--- BEGIN ---

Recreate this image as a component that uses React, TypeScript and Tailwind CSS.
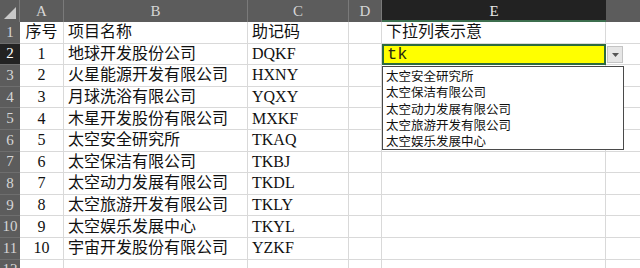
const ROWS: [string, string, string][] = [
  ["序号", "项目名称", "助记码"],
  ["1", "地球开发股份公司", "DQKF"],
  ["2", "火星能源开发有限公司", "HXNY"],
  ["3", "月球洗浴有限公司", "YQXY"],
  ["4", "木星开发股份有限公司", "MXKF"],
  ["5", "太空安全研究所", "TKAQ"],
  ["6", "太空保洁有限公司", "TKBJ"],
  ["7", "太空动力发展有限公司", "TKDL"],
  ["8", "太空旅游开发有限公司", "TKLY"],
  ["9", "太空娱乐发展中心", "TKYL"],
  ["10", "宇宙开发股份有限公司", "YZKF"],
  ["", "", ""],
];

const OPTIONS = [
  "太空安全研究所",
  "太空保洁有限公司",
  "太空动力发展有限公司",
  "太空旅游开发有限公司",
  "太空娱乐发展中心",
];

const FONT = "font-['Liberation_Serif','Noto_Sans_CJK_SC',serif]";
const cell = "h-full shrink-0 border-r border-b border-[#d9d9d9] flex items-center";

export default function App() {
  return (
    <div className={`relative w-[640px] h-[268px] overflow-hidden bg-white text-[#111] ${FONT}`}>
      {/* column headers */}
      <div className="flex h-[22px] bg-[#5c5c5c] text-[15px] text-[#d6d6d6]">
        <div className="relative w-[20px] shrink-0 border-r border-[#7a7a7a]">
          <svg className="absolute right-[3px] bottom-[3px]" width="12" height="12" viewBox="0 0 12 12">
            <polygon points="12,0 12,12 0,12" fill="#c8c8c8" />
          </svg>
        </div>
        <div className="flex w-[44px] shrink-0 items-center justify-center border-r border-[#7a7a7a]">A</div>
        <div className="flex w-[184px] shrink-0 items-center justify-center border-r border-[#7a7a7a]">B</div>
        <div className="flex w-[101px] shrink-0 items-center justify-center border-r border-[#7a7a7a]">C</div>
        <div className="flex w-[33px] shrink-0 items-center justify-center border-r border-[#7a7a7a]">D</div>
        <div className="flex w-[224px] shrink-0 items-center justify-center border-b-2 border-[#3c6e4e] bg-[#222] pt-[2px] text-[#e8e8e8]">E</div>
        <div className="w-[34px] shrink-0" />
      </div>

      {ROWS.map((r, i) => (
        <div key={i} className="flex h-[21.6px] text-[16px] leading-none">
          <div
            className={`flex w-[20px] shrink-0 items-center justify-center border-b border-[#6e6e6e] text-[15px] ${
              i === 1 ? "bg-[#222] text-white" : "bg-[#5c5c5c] text-[#d6d6d6]"
            }`}
          >
            {i + 1}
          </div>
          <div className={`${cell} w-[44px] justify-center`}>{r[0]}</div>
          <div className={`${cell} w-[184px] pl-[4px]`}>{r[1]}</div>
          <div className={`${cell} w-[101px] pl-[4px]`}>{r[2]}</div>
          <div className={`${cell} w-[33px]`} />
          {i === 1 ? (
            <div className="flex h-full w-[224px] shrink-0 items-center border-2 border-[#2d6a3f] bg-[#ffff00] pl-[3px] font-['Liberation_Mono',monospace] text-[17px] text-[#2a2a10]">
              tk
            </div>
          ) : (
            <div className={`${cell} w-[224px] pl-[4px]`}>{i === 0 ? "下拉列表示意" : ""}</div>
          )}
          <div className={`${cell} w-[34px] border-r-0`} />
        </div>
      ))}

      {/* validation dropdown arrow */}
      <div className="absolute left-[607px] top-[46px] flex h-[17px] w-[16px] items-center justify-center border border-[#c4c4c4] bg-[#e6e6e6]">
        <svg width="7" height="4" viewBox="0 0 7 4">
          <polygon points="0,0 7,0 3.5,4" fill="#555" />
        </svg>
      </div>

      {/* dropdown list */}
      <div className="absolute left-[382px] top-[66px] flex h-[84px] w-[242px] flex-col border border-[#4a4a4a] bg-white pt-[1px] font-['Noto_Sans_CJK_SC',sans-serif] text-[12.5px] leading-[14px] text-[#111]">
        {OPTIONS.map((o) => (
          <div key={o} className="flex h-[16.4px] items-center pl-[3px]">
            {o}
          </div>
        ))}
      </div>
    </div>
  );
}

--- END ---

**Set task**: Quote, please, every line of the material above from its start through the line that has "shrink-0 border-r border-b", reproducing the words exactly and dropping any images.

**Full answer**:
Recreate this image as a component that uses React, TypeScript and Tailwind CSS.
const ROWS: [string, string, string][] = [
  ["序号", "项目名称", "助记码"],
  ["1", "地球开发股份公司", "DQKF"],
  ["2", "火星能源开发有限公司", "HXNY"],
  ["3", "月球洗浴有限公司", "YQXY"],
  ["4", "木星开发股份有限公司", "MXKF"],
  ["5", "太空安全研究所", "TKAQ"],
  ["6", "太空保洁有限公司", "TKBJ"],
  ["7", "太空动力发展有限公司", "TKDL"],
  ["8", "太空旅游开发有限公司", "TKLY"],
  ["9", "太空娱乐发展中心", "TKYL"],
  ["10", "宇宙开发股份有限公司", "YZKF"],
  ["", "", ""],
];

const OPTIONS = [
  "太空安全研究所",
  "太空保洁有限公司",
  "太空动力发展有限公司",
  "太空旅游开发有限公司",
  "太空娱乐发展中心",
];

const FONT = "font-['Liberation_Serif','Noto_Sans_CJK_SC',serif]";
const cell = "h-full shrink-0 border-r border-b border-[#d9d9d9] flex items-center";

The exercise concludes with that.